_SET PROBLEM_: Leave out the pictures, and write out exactly the lines from the beginning of the material to the line holding "const rows = [1, 2, 3, 4]", that line included, and nothing else.

_SUPPLIED MATERIAL_:
____
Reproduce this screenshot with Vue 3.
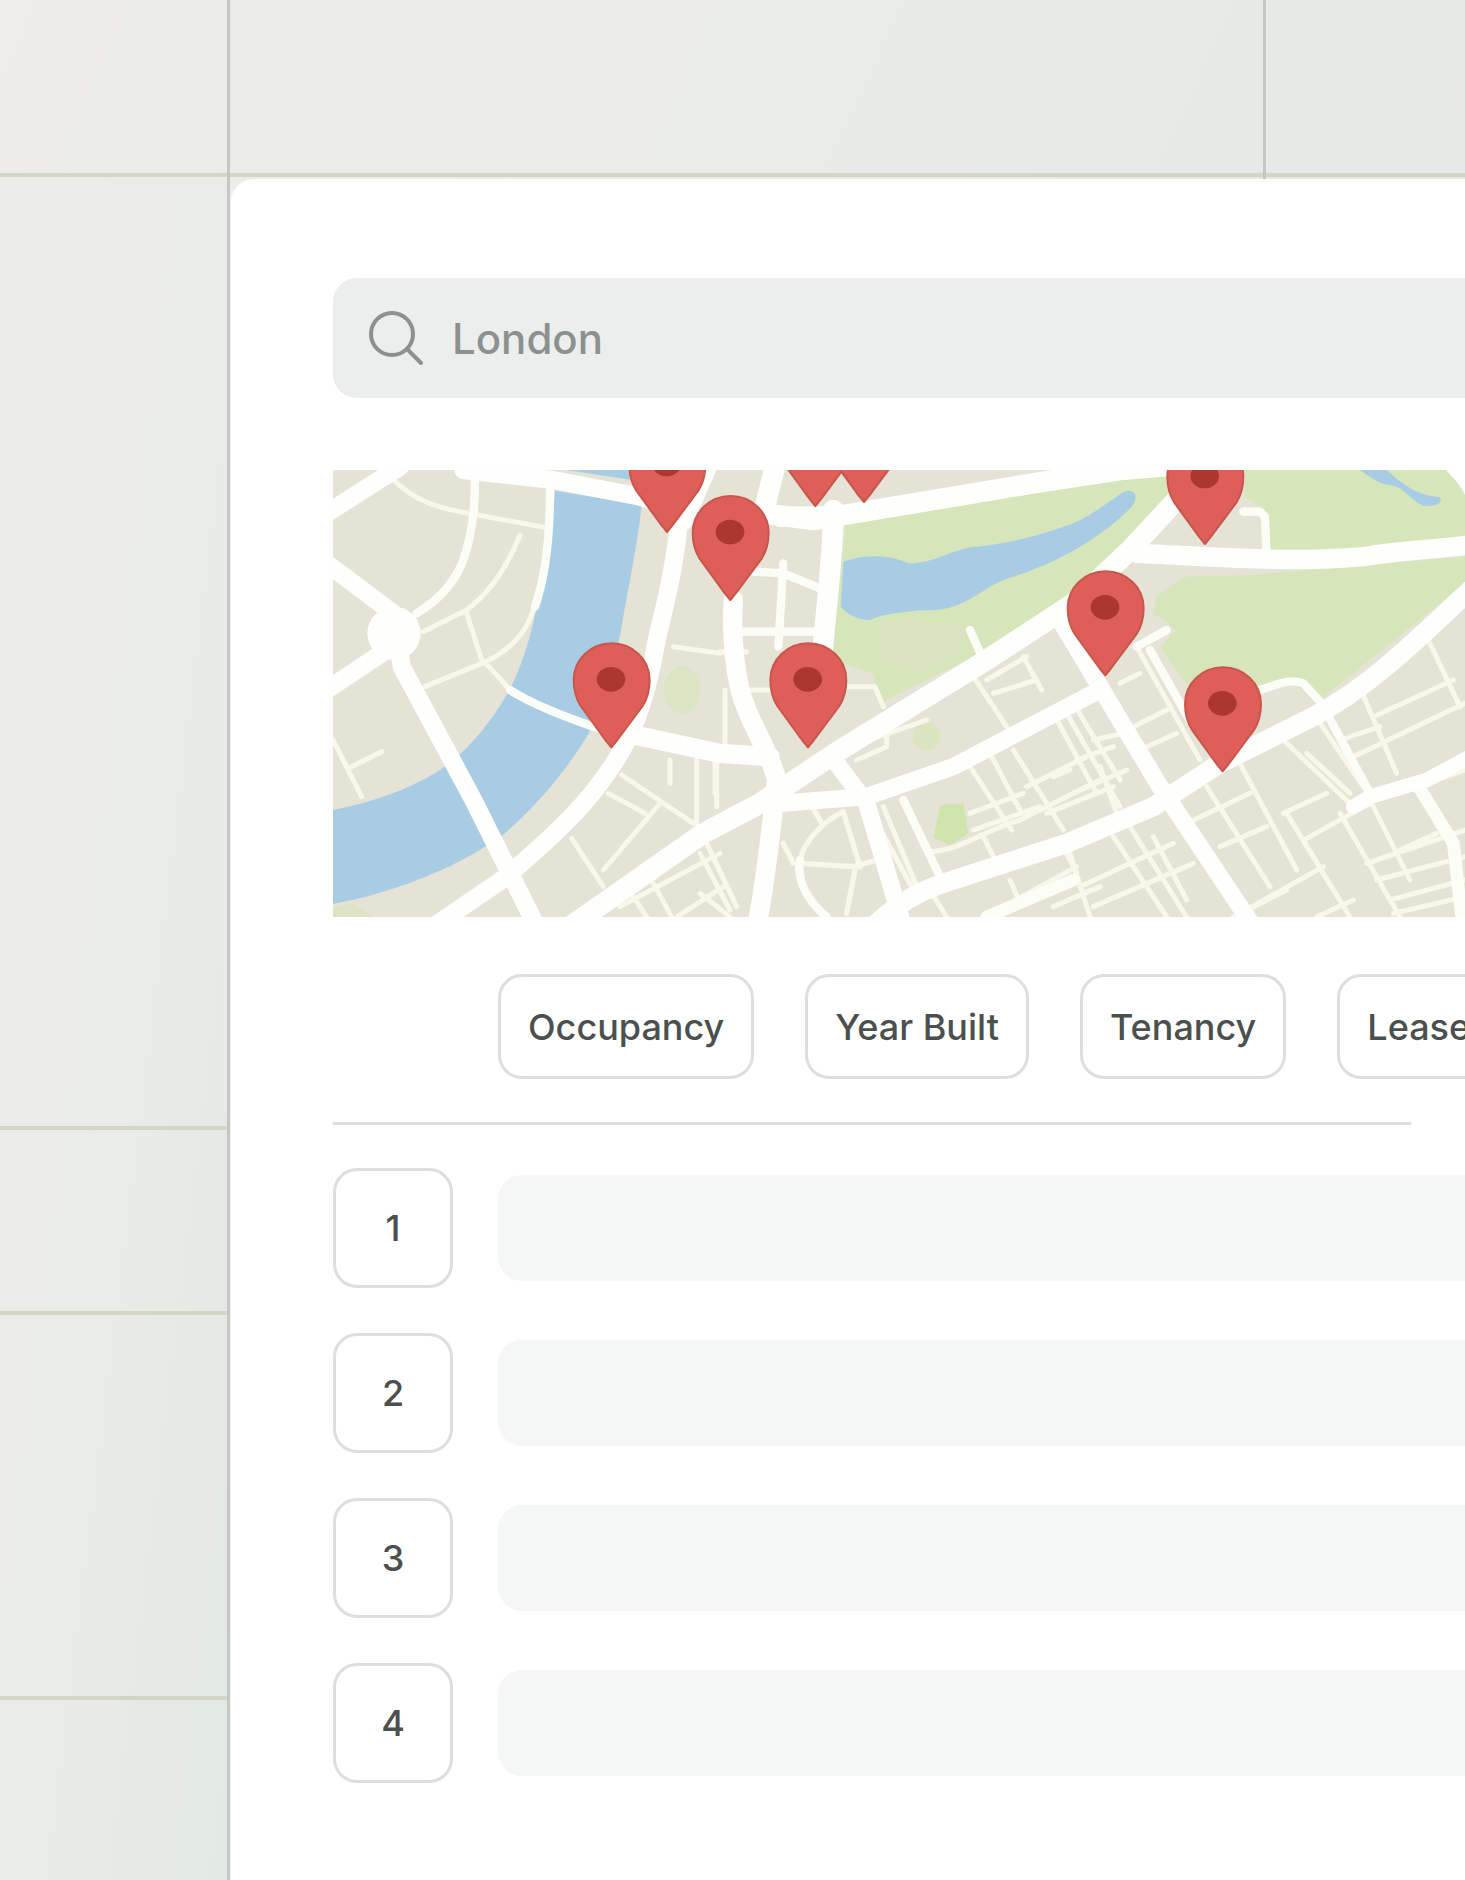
<script setup>
import { ref } from 'vue'

const query = ref('London')
const filters = ['Occupancy', 'Year Built', 'Tenancy', 'Lease']
const rows = [1, 2, 3, 4]

// Tip of each pin, in map units
const pins = [
  { x: 1041, y: 216 },
  { x: 1231, y: 420 },
  { x: 874, y: 862 },
  { x: 1486, y: 138 },
  { x: 1632, y: 126 },
  { x: 1464, y: 862 },
  { x: 2356, y: 646 },
  { x: 2655, y: 252 },
  { x: 2708, y: 934 },
]
</script>

<template>
  <div class="page">
    <div class="top-band"><span class="top-cell first"></span><span class="top-cell second"></span></div>
    <div class="body">
      <div class="side">
        <span class="side-cell tall"></span>
        <span class="side-cell short"></span>
        <span class="side-cell medium"></span>
      </div>
      <main class="card">
        <label class="search">
          <svg class="search-icon" viewBox="0 0 56 56" fill="none" stroke="#8b918f" stroke-width="4" stroke-linecap="round" aria-hidden="true">
            <circle cx="24" cy="24" r="21" />
            <path d="M39 39 53 53" />
          </svg>
          <input v-model="query" type="text" aria-label="Search location" />
        </label>

        <svg class="map" viewBox="39 30 3396 1341" preserveAspectRatio="xMinYMin slice" role="img" aria-label="Map of London">
          <rect x="39" y="30" width="3396" height="1341" fill="#e5e3d6" />

          <!-- parks -->
          <g fill="#d7e5ba">
            <path d="M1578 186 2340 62 2520 34 2620 30 2540 120 2400 330 2230 430 2020 560 1680 730 1660 640 1535 600Z" />
            <path d="M2775 30H3385L3435 90V250L2850 280 2835 150 2775 110Z" />
            <path d="M2590 350 2800 345 3435 290V370L3000 720 2900 660 2830 695 2620 700 2520 560 2570 510 2500 460 2510 410Z" />
            <ellipse cx="1086" cy="690" rx="54" ry="72" opacity=".7" />
            <path d="M1860 1035 1930 1030 1945 1120 1890 1155 1840 1135Z" fill="#d0e4ae" />
            <ellipse cx="1820" cy="830" rx="42" ry="42" opacity=".8" />
            <path d="M39 1345 100 1330 160 1371H39Z" opacity=".6" />
          </g>
          <g fill="#dde0c8" opacity=".6">
            <path d="M1680 480 1940 500 1900 590 1800 640 1680 600Z" />
          </g>

          <!-- water -->
          <g fill="#a9cce5">
            <path d="M705 92 965 135C955 240 925 380 905 500 890 590 850 720 805 822 740 930 650 1040 545 1128 400 1230 210 1300 39 1332V1050C150 1030 260 990 345 940 440 880 510 790 560 705 620 600 650 460 668 340 685 250 700 170 705 92Z" />
            <path d="M740 30H925L935 60Z" />
            <path d="M1570 305C1640 280 1710 285 1765 310 1840 310 1870 280 1950 262 2080 250 2180 220 2260 190 2330 160 2380 110 2420 92 2450 90 2455 115 2435 140 2350 230 2210 310 2080 350 2000 370 1950 440 1850 450 1780 450 1690 460 1650 480 1610 480 1580 460 1562 440Z" />
            <path d="M3120 30H3200C3250 75 3290 105 3360 112 3370 130 3350 140 3310 138 3260 110 3250 80 3210 75 3170 70 3150 50 3120 30Z" />
          </g>

          <!-- minor streets -->
          <g fill="none" stroke="#f9f7ea" stroke-width="15" stroke-linejoin="round" stroke-linecap="round">
            <path d="M210 50C270 110 330 140 420 155L690 205M600 225C570 300 520 390 440 450L310 515M440 460 485 600C530 640 560 680 570 690M640 450C620 520 560 580 485 610L315 680M39 840 125 1010M95 920 185 875" />
            <path d="M1060 560 1200 580M905 945 1120 1090M1130 890V1090M1050 900V970M865 1000 975 1060M1020 1030 850 1230M755 1135 850 1280M900 1340 1200 1180M1000 1270 1055 1371M1070 1371 1210 1280M1140 1180 1230 1350M1160 1150 1250 1340M1185 895V1000M940 1310 980 1371" />
            <path d="M1200 575H1280M1215 690V860M1275 690H1350M1190 910V1040M1140 1300 1230 1371" />
            <path d="M1570 680H1665L1690 740M1590 860 1820 780M1610 900 1700 860M1700 820V860M1960 650 2060 800M2000 660 2120 590M2020 700 2150 660M2110 590 2165 690M2200 760 2330 1000M2080 870 2230 1110M1950 920 2075 1110M2010 880 2100 1050M2260 730 2400 960M1830 1175C1930 1170 1990 1110 2100 1080L2340 960M1950 1060 2110 1000M1960 1110 2160 1040M1990 1130 2020 1190M2240 1180 2270 1240M2070 1260 2100 1330M2340 1280 2200 1340M1690 1040 1795 1290M1650 1050 1780 1290M2120 980 2300 890M2180 1060 2380 980M2200 950 2250 930" />
            <path d="M1460 1010 1505 1090M1570 1055C1500 1090 1450 1150 1440 1200M1570 1055 1620 1220M1440 1210 1600 1220 1670 1200M1605 1230 1580 1360M1390 1150 1420 1210" stroke-width="16" />
            <path d="M1830 1290 1880 1371M2050 1340 2270 1220" />
            <path d="M2240 760 2400 1040M2320 840 2410 820M2270 900 2380 860M2260 1000 2420 930M2340 920 2390 1060M2400 670 2460 640M2450 560 2640 900M2440 800 2540 750M2480 860 2570 820M2380 1130 2540 1371M2250 1180 2310 1371M2430 1100 2600 1371M2280 1280 2560 1150M2320 1340 2620 1210M2500 1130 2600 1320" />
            <path d="M2760 910 2930 1230M2890 840 3110 1050M2600 1090 2790 1000M2660 980 2850 1280M2700 1160 2840 1100M2890 1060 3020 1000M2900 1060 3090 1371M2760 1360 3010 1220M2980 760 3150 1010M3060 1060 3240 1371M2960 1135 3150 1030M3110 660 3230 940M3160 770 3400 660M3100 890 3435 730M3320 530 3420 740M3060 840 3180 800M3150 1020 3270 1260M3140 1210 3435 1110M3170 1260 3435 1190M3240 1170 3350 1120M3210 1320 3435 1260M3220 1360 3435 1310M2990 1371 3100 1320M2740 1371 2900 1290M2960 880 3090 1000M3290 980 3435 930" />
          </g>

          <!-- secondary streets -->
          <g fill="none" stroke="#fdfdf8" stroke-width="25" stroke-linejoin="round" stroke-linecap="round">
            <path d="M465 60C465 150 455 230 430 300 400 380 340 430 290 460M690 90C690 220 680 340 645 440" />
            <path d="M570 690C640 735 730 770 850 810M1215 330 1390 340 1500 385M1390 310 1375 560M1250 515H1500M1290 150H1360" />
            <path d="M1950 510 1990 600M2770 155H2820L2835 170 2840 290M2820 690C2880 670 2910 655 2950 670L3010 735M2450 560 2540 510M2490 570 2620 800" />
            <path d="M1440 1200C1430 1260 1460 1320 1520 1371M1640 1030 1750 1371M1750 1020 1860 1250M3010 740 3150 1000" />
            <path d="M2000 1371 2260 1260M3290 970 3400 1150 3425 1371" stroke-width="38" />
          </g>

          <!-- main roads -->
          <g fill="none" stroke="#fefefd" stroke-width="54" stroke-linejoin="round" stroke-linecap="round">
            <path d="M20 310 220 460 245 620 460 1020 650 1400M20 690 200 570M20 160 240 20" />
            <path d="M430 30 700 60 960 110 1080 150C1070 290 1040 420 1010 540 990 660 960 780 900 880 800 1050 670 1150 560 1250L340 1400" />
            <path d="M750 1400 1150 1120 1320 1030 1560 870 2000 600 2260 430 2430 270 2560 130 2640 30" stroke-width="62" />
            <path d="M920 820 1200 880 1350 890M1240 420C1235 500 1240 600 1260 690 1290 800 1350 870 1370 960 1350 1130 1340 1250 1310 1400" stroke-width="58" />
            <path d="M1090 180 1160 20M1365 20 1330 160 1480 180 1600 160 2140 70 2400 30 2640 10M1540 150C1540 280 1520 430 1505 600M1380 170H1540" stroke-width="62" />
            <path d="M1550 910 1640 1030 1750 1400M1380 1030 1640 1010 1900 920 2320 700M2220 480 2340 680 2520 980 2640 1160 2800 1400" stroke-width="52" />
            <path d="M1660 1400C1740 1320 1830 1280 1900 1260L2240 1150 2500 1040 2700 910 2980 770C3150 680 3290 540 3450 390" stroke-width="58" />
            <path d="M2450 280C2700 290 2900 310 3130 290 3250 270 3330 270 3450 255" stroke-width="58" />
            <path d="M3100 1040 3150 1010 3320 960 3450 890" stroke-width="44" />
          </g>
          <circle cx="222" cy="520" r="80" fill="#fefefd" />
          <path d="M3378 30C3405 60 3425 80 3435 105V30Z" fill="#fff" />

          <!-- pins -->
          <g v-for="pin in pins" :key="pin.x" :transform="`translate(${pin.x} ${pin.y})`">
            <path d="M0 0L-18-22-92-124C-106-146-113-176-113-202A114 110 0 0 1 115-202C115-176 108-146 94-124L18-22Z" fill="#de5f59" stroke="#c9554b" stroke-width="6" stroke-linejoin="round" />
            <ellipse cx="-1" cy="-204" rx="43" ry="37" fill="#ab372f" />
          </g>
        </svg>

        <div class="filters">
          <button v-for="name in filters" :key="name" type="button">{{ name }}</button>
        </div>

        <hr />

        <ol class="results">
          <li v-for="n in rows" :key="n">
            <span class="rank">{{ n }}</span>
            <span class="bar"></span>
          </li>
        </ol>
      </main>
    </div>
  </div>
</template>

<style>
body {
  margin: 0;
}
</style>

<style scoped>
.page {
  display: flex;
  flex-direction: column;
  min-height: 100vh;
  overflow: hidden;
  box-sizing: border-box;
  background: linear-gradient(115deg, #efedeb 0, #ecece8 9%, #e9ebe7 34%, #e5eae7 62%, #e3e9e5 100%);
  color: #4b504e;
  font-family: Inter, "Liberation Sans", sans-serif;
}

.top-band {
  display: flex;
  height: 179px;
  background: linear-gradient(#d3d6c5, #d3d6c5) 0 173px / 100% 4px no-repeat;
}

.top-cell {
  box-sizing: border-box;
  border-right: 3px solid #c3c8c3;
}

.first {
  width: 230px;
}

.second {
  width: 1036px;
}

.body {
  display: flex;
  flex: 1;
}

.side {
  flex: none;
  width: 227px;
  border-right: 3px solid #c3c8c3;
  background: linear-gradient(97deg, #ecede8 0, #e9ebe6 55%, #e3e9e5 95%, #e2e9e5 100%);
}

.side-cell {
  display: block;
  box-sizing: border-box;
  border-bottom: 4px solid #d3d6c5;
}

.tall {
  height: 951px;
}

.short {
  height: 185px;
}

.medium {
  height: 385px;
}

.card {
  flex: 1;
  min-width: 0;
  padding: 99px 0 99px 102px;
  border-left: 1px solid #f3f5f3;
  border-radius: 24px 0 0 0;
  background: #fff;
}

.search {
  display: flex;
  align-items: center;
  gap: 28px;
  height: 120px;
  padding-left: 35px;
  border-radius: 24px 0 0 24px;
  background: #ebeeed;
}

.search-icon {
  flex: none;
  width: 56px;
  height: 56px;
}

.search input {
  flex: 1;
  min-width: 0;
  padding: 2px 0 0;
  border: 0;
  outline: 0;
  background: none;
  color: #8b918f;
  font: 500 42px/56px Inter, "Liberation Sans", sans-serif;
}

.map {
  display: block;
  width: 100%;
  height: 447px;
  margin-top: 72px;
}

.filters {
  display: flex;
  gap: 51px;
  margin: 57px 0 43px;
  padding-left: 165px;
  overflow: hidden;
}

.filters button {
  flex: none;
  height: 105px;
  padding: 0 27px;
  border: 3px solid #dcdfde;
  border-radius: 24px;
  background: #fff;
  color: #4b504e;
  font: 500 36px/48px Inter, "Liberation Sans", sans-serif;
}

hr {
  height: 3px;
  margin: 0 54px 43px 0;
  border: 0;
  background: #dcdfde;
}

.results {
  display: flex;
  flex-direction: column;
  gap: 45px;
  margin: 0;
  padding: 0;
  list-style: none;
}

.results li {
  display: flex;
  align-items: center;
  gap: 45px;
}

.rank {
  display: flex;
  flex: none;
  align-items: center;
  justify-content: center;
  box-sizing: border-box;
  width: 120px;
  height: 120px;
  border: 3px solid #dcdfde;
  border-radius: 24px;
  font: 500 36px/48px Inter, "Liberation Sans", sans-serif;
}

.bar {
  flex: 1;
  height: 106px;
  border-radius: 24px 0 0 24px;
  background: #f5f7f6;
}
</style>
____
_ANSWER TO THIS EXERCISE_:
Reproduce this screenshot with Vue 3.
<script setup>
import { ref } from 'vue'

const query = ref('London')
const filters = ['Occupancy', 'Year Built', 'Tenancy', 'Lease']
const rows = [1, 2, 3, 4]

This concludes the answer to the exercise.